Yes, I am a sucker for that stuff. Yeehaw.

Wednesday, November 02, 2005

The Daily Show has been out of this world excellent this week: the Scalito vs. Scooter bit Monday, Sen. Barbara Boxer last night dropping some talking points last night, and Mike Wallace tonight. And tomorrow night historian David McCullough. This one show mops the floor with the entirety of the Fox News Channel's programming.

And O'Reilly? His schtick is so doomed it's just not funny- the Colbert Report has put an expiration date on his career and his time is up..... now.*


* Case in point" O'Reilly on the Daily Show whining and bitching about Colbert like a beeyatch THE DAY AFTER Colbert's first broadcast. The poor bastard was bitchslapped so hard he couldn't help but be desperate on national television.

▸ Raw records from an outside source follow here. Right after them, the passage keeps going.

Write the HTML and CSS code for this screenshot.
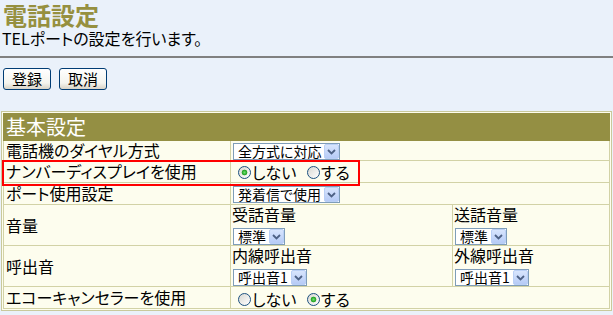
FILE: index.html
```html
<!DOCTYPE html>
<html lang="ja">
<head>
    <meta charset="UTF-8">
    <meta name="viewport" content="width=device-width, initial-scale=1.0">
    <title>電話設定</title>
    <link rel="stylesheet" href="styles.css">
</head>
<body>
    <h1 class="page-title">電話設定</h1>
    <p class="lead">TELポートの設定を行います。</p>
    <hr class="rule">

    <div class="actions">
        <button type="button" class="btn">登録</button>
        <button type="button" class="btn">取消</button>
    </div>

    <div class="panel">
        <table class="settings">
            <colgroup>
                <col class="col-label">
                <col class="col-main">
                <col>
            </colgroup>
            <tr class="row-head">
                <th colspan="3">基本設定</th>
            </tr>
            <tr class="row-1">
                <td class="label">電話機のダイヤル方式</td>
                <td colspan="2">
                    <span class="select"><span class="select-value">全方式に対応</span><span class="select-btn"><svg width="9" height="6" viewBox="0 0 9 6"><path d="M1 1l3.5 3.5L8 1" fill="none" stroke="#4d6185" stroke-width="1.8"/></svg></span></span>
                </td>
            </tr>
            <tr class="row-2">
                <td class="label">ナンバーディスプレイを使用</td>
                <td colspan="2">
                    <label class="radio"><input type="radio" name="nd" checked>しない</label>
                    <label class="radio"><input type="radio" name="nd">する</label>
                </td>
            </tr>
            <tr class="row-2">
                <td class="label">ポート使用設定</td>
                <td colspan="2">
                    <span class="select"><span class="select-value">発着信で使用</span><span class="select-btn"><svg width="9" height="6" viewBox="0 0 9 6"><path d="M1 1l3.5 3.5L8 1" fill="none" stroke="#4d6185" stroke-width="1.8"/></svg></span></span>
                </td>
            </tr>
            <tr class="row-tall">
                <td class="label">音量</td>
                <td class="sub">
                    <div class="sub-label">受話音量</div>
                    <span class="select"><span class="select-value">標準</span><span class="select-btn"><svg width="9" height="6" viewBox="0 0 9 6"><path d="M1 1l3.5 3.5L8 1" fill="none" stroke="#4d6185" stroke-width="1.8"/></svg></span></span>
                </td>
                <td class="sub">
                    <div class="sub-label">送話音量</div>
                    <span class="select"><span class="select-value">標準</span><span class="select-btn"><svg width="9" height="6" viewBox="0 0 9 6"><path d="M1 1l3.5 3.5L8 1" fill="none" stroke="#4d6185" stroke-width="1.8"/></svg></span></span>
                </td>
            </tr>
            <tr class="row-tall">
                <td class="label">呼出音</td>
                <td class="sub">
                    <div class="sub-label">内線呼出音</div>
                    <span class="select"><span class="select-value">呼出音1</span><span class="select-btn"><svg width="9" height="6" viewBox="0 0 9 6"><path d="M1 1l3.5 3.5L8 1" fill="none" stroke="#4d6185" stroke-width="1.8"/></svg></span></span>
                </td>
                <td class="sub">
                    <div class="sub-label">外線呼出音</div>
                    <span class="select"><span class="select-value">呼出音1</span><span class="select-btn"><svg width="9" height="6" viewBox="0 0 9 6"><path d="M1 1l3.5 3.5L8 1" fill="none" stroke="#4d6185" stroke-width="1.8"/></svg></span></span>
                </td>
            </tr>
            <tr class="row-last">
                <td class="label">エコーキャンセラーを使用</td>
                <td colspan="2">
                    <label class="radio"><input type="radio" name="echo">しない</label>
                    <label class="radio"><input type="radio" name="echo" checked>する</label>
                </td>
            </tr>
        </table>
        <div class="highlight"></div>
    </div>
</body>
</html>
```

FILE: styles.css
```css
/* Page base */
body {
    margin: 0;
    background-color: #eaf1fa;
    font-family: "Noto Sans CJK JP", "Liberation Sans", sans-serif;
    font-feature-settings: "palt";
    color: #000;
}

.page-title {
    margin: 0 0 0 3px;
    padding-top: 2px;
    font-size: 24px;
    line-height: 26px;
    font-weight: bold;
    color: #96903f;
}

.lead {
    margin: 0 0 0 2px;
    font-size: 16px;
    line-height: 20px;
}

.rule {
    margin: 8px 0 0 0;
    height: 2px;
    border: 0;
    background-color: #808080;
}

/* Buttons */
.actions {
    display: flex;
    gap: 8px;
    margin: 10px 0 0 3px;
}

.btn {
    width: 48px;
    height: 22px;
    padding: 0;
    border: 1px solid #003c74;
    border-radius: 3px;
    background: linear-gradient(#ffffff, #f4f4ee 70%, #d8d3c6);
    font-family: inherit;
    font-feature-settings: "palt";
    font-size: 15px;
    line-height: 18px;
    color: #000;
}

/* Settings table */
.panel {
    position: relative;
    margin: 21px 1px 0 1px;
    padding: 1px;
    border: 1px solid #c9c99b;
    background-color: #fdfdee;
}

.settings {
    width: 100%;
    border-collapse: collapse;
    table-layout: fixed;
    font-size: 16px;
}

.col-label {
    width: 227px;
}

.col-main {
    width: 222px;
}

.settings th {
    height: 26px;
    padding: 0 0 0 2px;
    border: 1px solid #948f43;
    background-color: #948f43;
    color: #ffffff;
    font-size: 20px;
    font-weight: normal;
    text-align: left;
    line-height: 24px;
}

.settings td {
    padding: 0 0 0 1px;
    border: 1px solid #d2d2a6;
    line-height: 17px;
    white-space: nowrap;
}

.settings td.label {
    padding-left: 2px;
}

.settings td.sub {
    vertical-align: top;
}

.row-1 td {
    height: 19px;
}

.row-2 td {
    height: 21px;
}

.row-tall td {
    height: 40px;
}

.row-last td {
    height: 21px;
}

.sub-label {
    line-height: 18px;
    margin-bottom: 3px;
}

/* Fake XP style select */
.select {
    display: inline-flex;
    align-items: center;
    box-sizing: border-box;
    height: 17px;
    margin-left: 1px;
    border: 1px solid #7f9db9;
    background-color: #ffffff;
    font-size: 14px;
    line-height: 15px;
    vertical-align: middle;
}

.select-value {
    padding: 0 3px 0 4px;
}

.select-btn {
    display: flex;
    align-items: center;
    justify-content: center;
    box-sizing: border-box;
    width: 15px;
    height: 15px;
    border: 1px solid #bad0f6;
    border-radius: 2px;
    background: linear-gradient(#d8e5fd, #b6cbf6);
}

/* XP style radios */
.radio {
    display: inline-flex;
    align-items: center;
    margin-left: 6px;
    margin-right: 1px;
    vertical-align: middle;
}

.radio input {
    appearance: none;
    width: 13px;
    height: 13px;
    margin: 0 1px 0 0;
    border: 1px solid #1c5180;
    border-radius: 50%;
    background: linear-gradient(135deg, #d8d8d2, #ffffff);
}

.radio input:checked {
    background: radial-gradient(circle, #6ee06e 0, #21a121 2.5px, transparent 3.2px),
        linear-gradient(135deg, #d8d8d2, #ffffff);
}

/* Red annotation box over the number display row */
.highlight {
    position: absolute;
    left: 0;
    top: 48px;
    width: 354px;
    height: 22px;
    border: 2px solid #ff0000;
}
```
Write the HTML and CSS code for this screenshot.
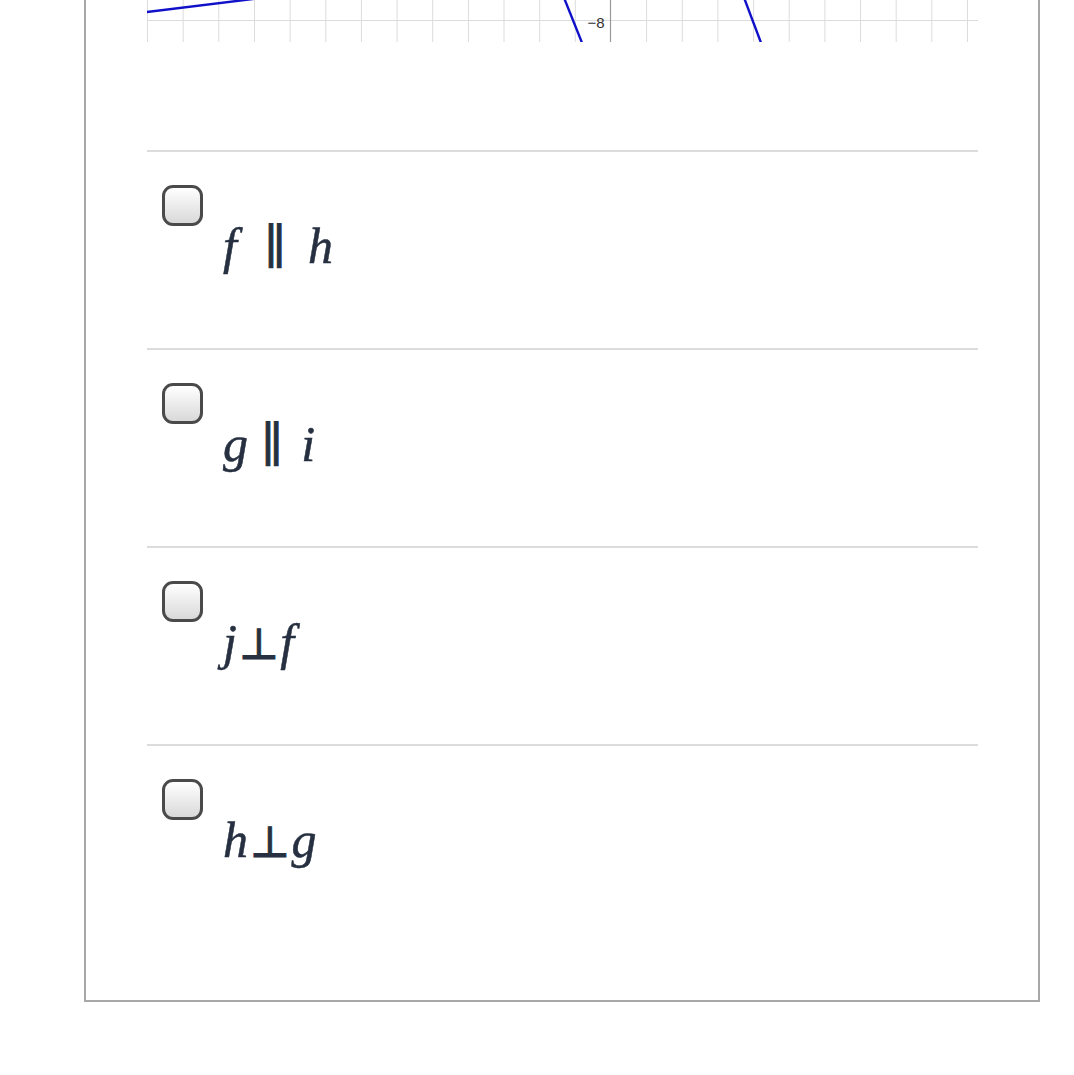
FILE: index.html
```html
<!DOCTYPE html>
<html>
<head>
<meta charset="utf-8">
<link rel="stylesheet" href="styles.css">
</head>
<body>
<div class="page">
  <div class="card">
    <div class="graph">
      <svg width="831" height="42" viewBox="0 0 831 42">
        <g stroke="#dcdcdc" stroke-width="1">
          <line x1="0.5" y1="0" x2="0.5" y2="42"/>
          <line x1="36.2" y1="0" x2="36.2" y2="42"/>
          <line x1="71.8" y1="0" x2="71.8" y2="42"/>
          <line x1="107.5" y1="0" x2="107.5" y2="42"/>
          <line x1="143.1" y1="0" x2="143.1" y2="42"/>
          <line x1="178.8" y1="0" x2="178.8" y2="42"/>
          <line x1="214.4" y1="0" x2="214.4" y2="42"/>
          <line x1="250.1" y1="0" x2="250.1" y2="42"/>
          <line x1="285.7" y1="0" x2="285.7" y2="42"/>
          <line x1="321.4" y1="0" x2="321.4" y2="42"/>
          <line x1="357" y1="0" x2="357" y2="42"/>
          <line x1="392.7" y1="0" x2="392.7" y2="42"/>
          <line x1="428.3" y1="0" x2="428.3" y2="42"/>
          <line x1="499.6" y1="0" x2="499.6" y2="42"/>
          <line x1="535.3" y1="0" x2="535.3" y2="42"/>
          <line x1="570.9" y1="0" x2="570.9" y2="42"/>
          <line x1="606.6" y1="0" x2="606.6" y2="42"/>
          <line x1="642.2" y1="0" x2="642.2" y2="42"/>
          <line x1="677.9" y1="0" x2="677.9" y2="42"/>
          <line x1="713.5" y1="0" x2="713.5" y2="42"/>
          <line x1="749.2" y1="0" x2="749.2" y2="42"/>
          <line x1="784.8" y1="0" x2="784.8" y2="42"/>
          <line x1="820.5" y1="0" x2="820.5" y2="42"/>
          <line x1="0" y1="20.5" x2="831" y2="20.5"/>
        </g>
        <line x1="463.5" y1="0" x2="463.5" y2="42" stroke="#999" stroke-width="1.2"/>
        <text x="457.5" y="28" class="tick" text-anchor="end">−8</text>
        <g stroke="#1010c8" stroke-width="2.4" fill="none">
          <line x1="-10" y1="13.2" x2="110" y2="-1.5"/>
          <line x1="417.5" y1="-1" x2="435.5" y2="44"/>
          <line x1="597.5" y1="-1" x2="614.5" y2="44"/>
        </g>
      </svg>
    </div>
    <div class="opt">
      <span class="box"></span>
      <div class="math"><i>f</i><span class="par">∥</span><i>h</i></div>
    </div>
    <div class="opt">
      <span class="box"></span>
      <div class="math"><i>g</i><span class="par par-g">∥</span><i>i</i></div>
    </div>
    <div class="opt">
      <span class="box"></span>
      <div class="math"><i>j</i><span class="perp">⊥</span><i>f</i></div>
    </div>
    <div class="opt last">
      <span class="box"></span>
      <div class="math"><i>h</i><span class="perp">⊥</span><i>g</i></div>
    </div>
  </div>
</div>
</body>
</html>
```
FILE: styles.css
```css
html, body {
  margin: 0;
  padding: 0;
  background: #fff;
}
.page {
  padding: 0 34px 0 84px;
}
.card {
  border: 2px solid #a8a8a8;
  border-top: none;
  padding: 0 60px 0 61px;
}
.graph {
  height: 42px;
  overflow: hidden;
  margin-bottom: 108px;
}
.graph svg {
  display: block;
}
.tick {
  font-family: "Liberation Sans", Arial, sans-serif;
  font-size: 15px;
  fill: #333;
}
.opt {
  border-top: 2px solid #dcdcdc;
  height: 198px;
  box-sizing: border-box;
  padding-top: 33px;
}
.opt.last {
  height: 256px;
}
.box {
  display: block;
  width: 41px;
  height: 41px;
  box-sizing: border-box;
  margin-left: 15px;
  border: 3px solid #4a4a4a;
  border-radius: 11px;
  background: linear-gradient(#ffffff, #d9d9d9);
}
.math {
  margin-left: 76px;
  font-family: "Liberation Serif", "Times New Roman", serif;
  font-size: 50px;
  line-height: 40px;
  color: #263040;
  -webkit-text-stroke: 0.5px #263040;
}
.math i {
  font-style: italic;
}
.par {
  font-family: "DejaVu Serif", serif;
  font-size: 48px;
  -webkit-text-stroke: 0.9px #263040;
  margin: 0 22px 0 27px;
}
.par-g {
  margin: 0 18px 0 13px;
}
.perp {
  font-family: "DejaVu Serif", serif;
  font-size: 44px;
  -webkit-text-stroke: 0.8px #263040;
  margin: 0 1px;
}
```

Tuesday, November 01, 2005

My Day Off

OK, I was a tad depressed after the "hiatus"-ing of the radio show, so today wasn't that productive:

Star Wars Episode III is out on DVD, and it is good. The Star Wars DVD collection is still not complete however (that happens next month when the second volume of the Star Wars: Clone Wars cartoons come out on DVD- excellent stuff by the way, quintessential Star Wars), but as of today I am happier than a pig in slop.

Star Wars Battlefront 2 for PS2 is mind-boggling. Awesome. A vast improvement on the stellar original. It was hard leaving the house, that is for sure.

Tonight's "Office" was another tour de farce. Steve Carrell is a genius.

And actually, I did go to a union meeting tonight so I was sort of productive today. Gee whiz. Now back to Battlefront 2.